Georgia’s South Ossetia plans to take steps to join Russia

Its separatist leader says the Moscow-backed breakaway region plans to take steps to become part of Russia.

Leader of Georgia's breakaway region of South Ossetia Anatoly Bibilov attends a ceremony, which marks the 31st anniversary of the withdrawal of Soviet troops from Afghanistan, in Donetsk, Ukraine February 15, 2020. REUTERS/Alexander Ermochenko
Anatoly Bibilov said Georgia's Russia-backed breakaway region of South Ossetia 'will be part of its historical homeland' [File: Alexander Ermochenko/Reuters]

The separatist leader of Georgia’s breakaway region of South Ossetia says the Moscow-backed territory is planning to take steps in the near future to become part of Russia.

Russia recognised South Ossetia as an independent state in 2008 after fighting a short war with Georgia. It has provided the separatist region with extensive financial support, offered Russian citizenship to its population and stationed thousands of Russian troops there.

“I believe that unification with Russia is our strategic goal, our path, the aspiration of the people,” Anatoly Bibilov, the separatist leader of South Ossetia, was quoted as saying by the press service of the United Russia party.

“We will take the relevant legislative steps shortly.
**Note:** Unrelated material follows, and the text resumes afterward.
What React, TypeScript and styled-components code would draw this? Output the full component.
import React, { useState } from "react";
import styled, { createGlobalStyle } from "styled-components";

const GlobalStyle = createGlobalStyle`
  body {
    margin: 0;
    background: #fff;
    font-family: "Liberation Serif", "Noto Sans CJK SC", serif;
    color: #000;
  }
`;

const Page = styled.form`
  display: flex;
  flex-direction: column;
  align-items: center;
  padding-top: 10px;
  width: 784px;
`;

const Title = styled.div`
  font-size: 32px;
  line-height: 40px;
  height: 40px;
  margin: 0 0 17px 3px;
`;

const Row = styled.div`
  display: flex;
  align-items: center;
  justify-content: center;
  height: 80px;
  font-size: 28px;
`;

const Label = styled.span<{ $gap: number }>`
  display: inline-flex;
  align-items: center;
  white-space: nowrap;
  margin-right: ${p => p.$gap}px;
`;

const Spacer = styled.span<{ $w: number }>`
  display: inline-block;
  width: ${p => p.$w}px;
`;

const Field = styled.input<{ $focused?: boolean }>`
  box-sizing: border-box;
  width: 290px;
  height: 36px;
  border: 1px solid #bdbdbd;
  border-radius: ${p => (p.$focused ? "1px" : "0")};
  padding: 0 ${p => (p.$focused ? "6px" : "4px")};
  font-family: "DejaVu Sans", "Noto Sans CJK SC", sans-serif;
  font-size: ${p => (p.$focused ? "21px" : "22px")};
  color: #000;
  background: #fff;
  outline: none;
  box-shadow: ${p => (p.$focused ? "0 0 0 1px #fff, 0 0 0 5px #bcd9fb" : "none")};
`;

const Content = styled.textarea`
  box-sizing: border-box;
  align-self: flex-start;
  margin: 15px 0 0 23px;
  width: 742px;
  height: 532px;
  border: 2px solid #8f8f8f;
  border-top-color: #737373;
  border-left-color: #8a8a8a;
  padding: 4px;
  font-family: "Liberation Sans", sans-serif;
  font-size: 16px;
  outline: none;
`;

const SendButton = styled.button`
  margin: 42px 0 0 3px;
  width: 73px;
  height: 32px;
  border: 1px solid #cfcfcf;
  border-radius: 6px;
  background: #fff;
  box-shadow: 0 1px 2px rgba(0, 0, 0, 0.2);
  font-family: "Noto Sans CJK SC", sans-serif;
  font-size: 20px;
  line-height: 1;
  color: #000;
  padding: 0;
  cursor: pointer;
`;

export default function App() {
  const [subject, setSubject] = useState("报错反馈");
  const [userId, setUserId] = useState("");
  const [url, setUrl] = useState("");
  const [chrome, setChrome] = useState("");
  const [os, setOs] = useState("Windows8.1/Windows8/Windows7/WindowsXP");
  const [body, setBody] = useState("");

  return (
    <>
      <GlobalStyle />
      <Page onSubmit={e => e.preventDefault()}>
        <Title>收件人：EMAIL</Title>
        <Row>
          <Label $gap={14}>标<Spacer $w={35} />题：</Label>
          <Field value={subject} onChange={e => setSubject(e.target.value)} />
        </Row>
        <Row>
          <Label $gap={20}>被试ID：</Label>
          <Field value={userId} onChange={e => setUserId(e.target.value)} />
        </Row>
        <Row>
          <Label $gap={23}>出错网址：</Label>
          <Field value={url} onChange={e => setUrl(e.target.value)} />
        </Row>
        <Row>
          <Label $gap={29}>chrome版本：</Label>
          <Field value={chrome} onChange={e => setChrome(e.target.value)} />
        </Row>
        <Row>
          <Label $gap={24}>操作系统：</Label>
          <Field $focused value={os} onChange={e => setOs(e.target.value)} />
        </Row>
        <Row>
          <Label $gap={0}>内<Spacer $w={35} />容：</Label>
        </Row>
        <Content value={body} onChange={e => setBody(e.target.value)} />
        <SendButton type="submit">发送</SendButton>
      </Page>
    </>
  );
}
The republic of South Ossetia will be part of its historical homeland – Russia.”

Bibilov’s spokeswoman Dina Gassiyeva on Thursday told Russia’s RIA Novosti news agency that the region planned to hold a referendum and the decision was “linked with the window of opportunity that opened in the current situation”, referring to Russia’s invasion of Ukraine.

Georgia’s reaction

Georgian Foreign Minister David Zalkaliani said on Thursday “it is unacceptable to speak of any referendums while the territory is occupied by Russia”.
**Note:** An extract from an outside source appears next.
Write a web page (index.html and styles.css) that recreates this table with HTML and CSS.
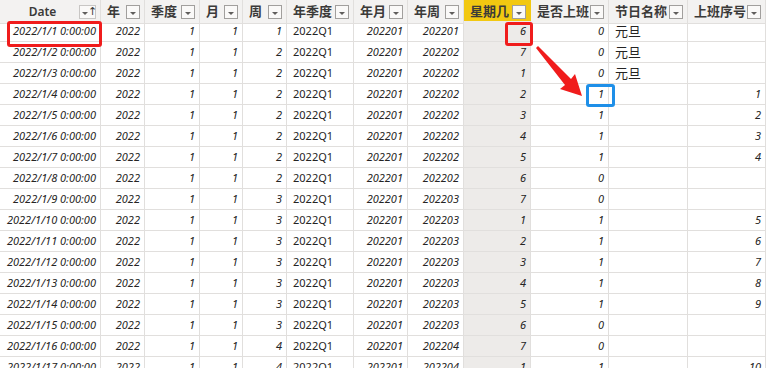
FILE: index.html
```html
<!DOCTYPE html>
<html lang="zh">
<head>
<meta charset="utf-8">
<link rel="stylesheet" href="styles.css">
</head>
<body>
<div class="view">
  <div class="grid" id="grid">
    <div class="hc hc-center"><span class="ht">Date</span><span class="btn sort"><span class="tri"></span><span class="up">↑</span></span></div>
    <div class="hc"><span class="ht">年</span><span class="btn"><span class="tri"></span></span></div>
    <div class="hc"><span class="ht">季度</span><span class="btn"><span class="tri"></span></span></div>
    <div class="hc"><span class="ht">月</span><span class="btn"><span class="tri"></span></span></div>
    <div class="hc"><span class="ht">周</span><span class="btn"><span class="tri"></span></span></div>
    <div class="hc"><span class="ht">年季度</span><span class="btn"><span class="tri"></span></span></div>
    <div class="hc"><span class="ht">年月</span><span class="btn"><span class="tri"></span></span></div>
    <div class="hc"><span class="ht">年周</span><span class="btn"><span class="tri"></span></span></div>
    <div class="hc hc-sel"><span class="ht">星期几</span><span class="btn"><span class="tri"></span></span></div>
    <div class="hc"><span class="ht">是否上班</span><span class="btn"><span class="tri"></span></span></div>
    <div class="hc"><span class="ht">节日名称</span><span class="btn"><span class="tri"></span></span></div>
    <div class="hc"><span class="ht">上班序号</span><span class="btn"><span class="tri"></span></span></div>
  </div>
  <div class="marks">
    <div class="box red-a"></div>
    <div class="box red-b"></div>
    <div class="box blue"></div>
    <svg class="arrow" width="70" height="60" viewBox="0 0 70 60">
      <polygon points="2,3 4,1 37,34 41,29 48,51 26,44 31,40" fill="#f01c1c"/>
    </svg>
  </div>
</div>
<script>
(function(){
  var rows = [
    [1,1,1,1,'202201','202201',6,0,'元旦',''],
    [2,1,1,2,'202201','202202',7,0,'元旦',''],
    [3,1,1,2,'202201','202202',1,0,'元旦',''],
    [4,1,1,2,'202201','202202',2,1,'',1],
    [5,1,1,2,'202201','202202',3,1,'',2],
    [6,1,1,2,'202201','202202',4,1,'',3],
    [7,1,1,2,'202201','202202',5,1,'',4],
    [8,1,1,2,'202201','202202',6,0,'',''],
    [9,1,1,3,'202201','202203',7,0,'',''],
    [10,1,1,3,'202201','202203',1,1,'',5],
    [11,1,1,3,'202201','202203',2,1,'',6],
    [12,1,1,3,'202201','202203',3,1,'',7],
    [13,1,1,3,'202201','202203',4,1,'',8],
    [14,1,1,3,'202201','202203',5,1,'',9],
    [15,1,1,3,'202201','202203',6,0,'',''],
    [16,1,1,4,'202201','202204',7,0,'',''],
    [17,1,1,4,'202201','202204',1,1,'',10]
  ];
  var g = document.getElementById('grid');
  var html = '';
  rows.forEach(function(r){
    html += '<div class="c num">2022/1/' + r[0] + ' 0:00:00</div>';
    html += '<div class="c num">2022</div>';
    html += '<div class="c num">' + r[1] + '</div>';
    html += '<div class="c num">' + r[2] + '</div>';
    html += '<div class="c num">' + r[3] + '</div>';
    html += '<div class="c txt">2022Q1</div>';
    html += '<div class="c num">' + r[4] + '</div>';
    html += '<div class="c num">' + r[5] + '</div>';
    html += '<div class="c num sel">' + r[6] + '</div>';
    html += '<div class="c num">' + r[7] + '</div>';
    html += '<div class="c txt cjk">' + r[8] + '</div>';
    html += '<div class="c num">' + r[9] + '</div>';
  });
  g.insertAdjacentHTML('beforeend', html);
})();
</script>
</body>
</html>
```

FILE: styles.css
```css
html, body {
  margin: 0;
  padding: 0;
  background: #ffffff;
}
body {
  font-family: "Noto Sans", "Noto Sans CJK SC", sans-serif;
  color: #252423;
}
.view {
  position: relative;
  width: 775px;
  height: 368px;
  overflow: hidden;
}
.grid {
  display: grid;
  grid-template-columns: 101px 44px 55px 43px 44px 67px 54px 56px 67px 78px 79px 78px;
  grid-auto-rows: 21px;
  width: 766px;
}
.hc {
  box-sizing: border-box;
  height: 24px;
  background: #f3f2f1;
  border-right: 1px solid #e1dfdd;
  border-bottom: 1px solid #e1dfdd;
  display: flex;
  align-items: center;
  padding: 0 4px 0 6px;
  font-family: "Noto Sans", "Noto Sans CJK SC", sans-serif;
  font-weight: 600;
  font-size: 13px;
  color: #3b3a39;
}
.hc-center .ht {
  flex: 1;
  text-align: center;
  font-size: 12px;
}
.hc-sel {
  background: #f2c811;
  border-right-color: #f2c811;
}
.ht {
  flex: 1;
  white-space: nowrap;
  overflow: hidden;
  line-height: 23px;
}
.btn {
  box-sizing: border-box;
  flex: none;
  width: 14px;
  height: 14px;
  border: 1px solid #a19f9d;
  background: #faf9f8;
  display: flex;
  align-items: center;
  justify-content: center;
  margin-top: 1px;
}
.btn.sort {
  width: 17px;
  border-color: #c8c6c4;
  justify-content: flex-start;
  padding-left: 2px;
  gap: 0;
}
.tri {
  width: 0;
  height: 0;
  border-left: 3px solid transparent;
  border-right: 3px solid transparent;
  border-top: 3px solid #605e5c;
  margin-top: 2px;
}
.up {
  font-size: 11px;
  font-weight: 400;
  line-height: 12px;
  color: #3b3a39;
  font-family: "DejaVu Sans", sans-serif;
  margin-left: 0;
}
.c {
  box-sizing: border-box;
  height: 21px;
  border-right: 1px solid #e1dfdd;
  border-bottom: 1px solid #e1dfdd;
  font-size: 11px;
  line-height: 20px;
  white-space: nowrap;
  overflow: hidden;
}
.num {
  text-align: right;
  font-style: italic;
  padding-right: 4px;
}
.txt {
  padding-left: 6px;
}
.cjk {
  font-size: 13px;
}
.sel {
  background: #edebe9;
}
.marks .box {
  position: absolute;
  box-sizing: border-box;
  border: 3px solid #f01c1c;
  border-radius: 3px;
}
.red-a {
  left: 7px;
  top: 21px;
  width: 95px;
  height: 26px;
}
.red-b {
  left: 505px;
  top: 22px;
  width: 28px;
  height: 24px;
}
.blue {
  left: 586px;
  top: 84px;
  width: 29px;
  height: 23px;
  border-color: #1e8fe8 !important;
}
.arrow {
  position: absolute;
  left: 534px;
  top: 45px;
}
```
“Such a referendum will have no legal force,” he told journalists. “The European Court of Human Rights has ruled that the Georgian region is occupied by Russia.”

Also on Thursday, Kremlin spokesman Dmitry Peskov said Moscow has not taken any “legal” steps on the matter.

“But at the same time, we are talking about people of South Osseita expressing their opinion and we treat it with respect,” Peskov told reporters.

Meanwhile, Abkhazia, another Russian-backed breakaway region of Georgia, said on Wednesday it had no plans to join Russia.

“Russia is our strategic partner, a dear and close state, but we in the republic [of Abkhazia] have no intention of joining the Russian Federation,” parliamentary speaker Valery Kvarchia told Interfax news agency.

Another official from Abkhazia, Security Council Secretary Sergei Shamba, told the TASS news agency that the region supported South Ossetia’s aspirations but that it did not share its goal to join Russia.

Map Georgia

‘We support Russia’

Separately, on Wednesday, South Ossetia’s former separatist leader Eduard Kokoity said that “hundreds of fighters” had joined Russia’s war in Ukraine, adding that they were treated as “cannon fodder”.

“I don’t doubt that the boys who already returned home could go back to the special operation zone and help complete the liberation of Donbas IF THEY FIND IT NECESSARY,” Kokoity wrote on Telegram on Wednesday according to reports by news outlet Ekho Kavkaza.

“But I’d like to emphasise that the organisation of their participation should be maximally responsible. We have to protect each life,” he wrote.

A day before he criticised Moscow for the deployment of South Ossetians in the region of Donbas, saying his people were not “cannon fodder”.

However, he was also clear on his support for Russia.

“We understand that if Russia loses, all of us will lose,” he was quoted by the Ekho Kavkaza website as saying. “No man in Ossetia says no. On the contrary, we say: ‘Yes, we support Putin, we support Russia.'”

South Ossetia and Abkhazia broke away from Georgia with Russian backing in the early 1990s as the Soviet Union collapsed. Moscow gained complete control over the two regions in 2008.

As in the Russian-speaking Donbas region of eastern Ukraine, Moscow has used recognition of the breakaway regions, and the awarding of citizenships, to maintain an armed presence in an area of the former Soviet Union that it sees as part of its natural sphere of influence.